Attracting Investors To IP – Intangible Asset Intensive Companies

Michael D. Moberly   August 12, 2009

Many companies want to attract investors.  For IP and intangible asset intensive companies however, there are particular strategies that company management teams should execute to elevate their ‘attractivity’. 

Its important to know at the outset that surveys and studies (Howery, etc.) consistently find that investors are more likely to be attracted to companies that have sustained track records of integrated strategies to (1.) identify, (2.) assess, (3.) monitor, (4.) safeguard, and (5.) utilize their intangible assets and IP effectively.

A plausible reason why investors are giving increased weight (scrutiny) to these factors is because they understand (as economic fact) perhaps better than most, the reality that intangible assets and IP are the dominant drivers of most company’s value, sources of revenue, sustainability, competitive advantage, and growth.

Therefore, investing in company’s that have no, or insufficient, or un-enforced strategies (practices) to sustain control, use, ownership, and monitor the value of their IP and/or intangible assets will, at minimum, constitute a cautionary flag insofar as pursuing the investment is concerned.  In addition, both the value and usability of IP and intangible assets can be quite fragile, especially when effective safeguards have not been in place and routine (asset) monitoring has not occurred.  If management teams dismiss the importance of these strategies and pass on developing and executing them, the probability risks will materialize and push the investment beyond acceptable (risk) thresholds will surely elevate, making the company much less attractive to a mutually beneficial investment.

Similarly, its not likely that investor confidence in the protectability and usability of a company’s IP and intangibles will elevate solely because a company has proof of IP ownership.  Routinely, management teams naively portray conventional IP protections, i.e., patents, trademarks, and/or copyrights as synonymous with an asset protection strategy, (1.) the assets are/have been adequately protected from their inception, and (2.) post-investment usability of the assets is assured.  The reality is, in this consistently competitive, highly predatorial, and winner-take-all global business environment, neither are assured solely because a patent has been issued.

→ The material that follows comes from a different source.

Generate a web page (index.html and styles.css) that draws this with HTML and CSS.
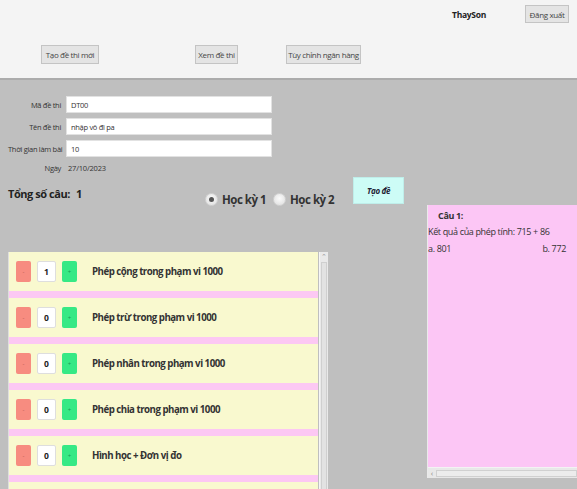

Generally, investors are experienced enough to recognize that, standing alone, conventional IP protections, while necessary, do not supplant a well conceived, executed, and enforced strategy, i.e., a  comprehensive set of policies, practices, and procedures.  When management teams make such mis-assumptions, investors are apt to (a.) abandon the prospective investment altogether, or (b.) ratchet-up the due diligence and asset assessments to leverage the risks for better terms.  Regardless, managerial oversight of these issues, or worse, negligence, will likely manifest itself as a frustrating and disheartening experience for the company in terms of attracting investment.